Where the application before the Court concerns an application for letters of administration upon intestacy (ie, there is no will), grounds of objection can include:
- a will of the deceased does exist;
- the applicant does not have capacity;
- the caveator, or some other person, has a better right to a grant; and
- the applicant is disqualified to act.
Grounds of objection must provide a sufficient factual basis to raise at least a prima facie case for the grounds relied upon. The evidence required to establish a prima facie case will differ depending on the grounds of objection alleged.
In Victoria, the Supreme Court of Appeal in Gardiner v Hughes (No 2) confirmed that in order for a caveator to establish a prima facie case, they must show there is a ‘case for investigation’ or ‘something to go on’ to call for a trial. If a caveator cannot establish a prima facie case, then their caveat is likely to be dismissed at the first directions hearing of the matter or shortly after.
Although costs are ultimately a discretion of the Court, the general rule is that ‘costs follow the event’ (ie, the loser of the litigation pays the winner’s costs).
However, exceptions to this rule exist in probate litigation. These were outlined in Nicholson & Ors v Knaggs & Ors (No 3): that is, in circumstances where the deceased’s behavior prior to their death has caused the litigation; or where the circumstances surrounding the preparation / execution of the will warranted an investigation. The underlying principle behind the exceptions is that litigants who seek to investigate suspicious wills before they are admitted to probate should not be punished by an adverse costs order, provided they have behaved reasonably in the proceedings.

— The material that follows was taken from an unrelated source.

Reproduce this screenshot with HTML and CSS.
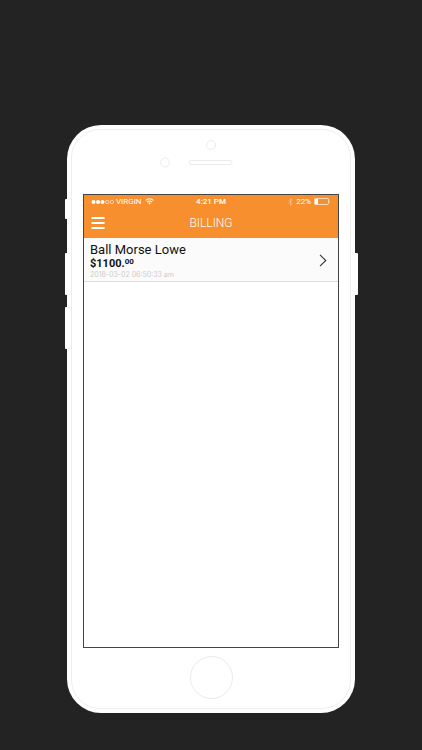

The Court’s discretion regarding costs and the scale of costs ordered (ie standard / indemnity costs) will also be impacted by the parties’ conduct in the proceedings. Specifically, the Court will have regard to:
- whether offers of compromise were exchanged;
- whether there was non-compliance with orders from the Court;
- whether a party has sought to include unnecessary or irrelevant evidence; and
- the seriousness of the allegations made by the caveator (ie undue influence, fraud and forgery), and whether the allegations were supported by evidence.
Although the Courts will not punish a litigant for investigating doubtful wills, the cases also make clear that a caveator must immediately withdraw their caveat once it is apparent that there is no reasonable prospect of opposing the grant. Typically, the Court will say this should occur after receipt of the plaintiff’s affidavit or after discovery of relevant documents has been completed.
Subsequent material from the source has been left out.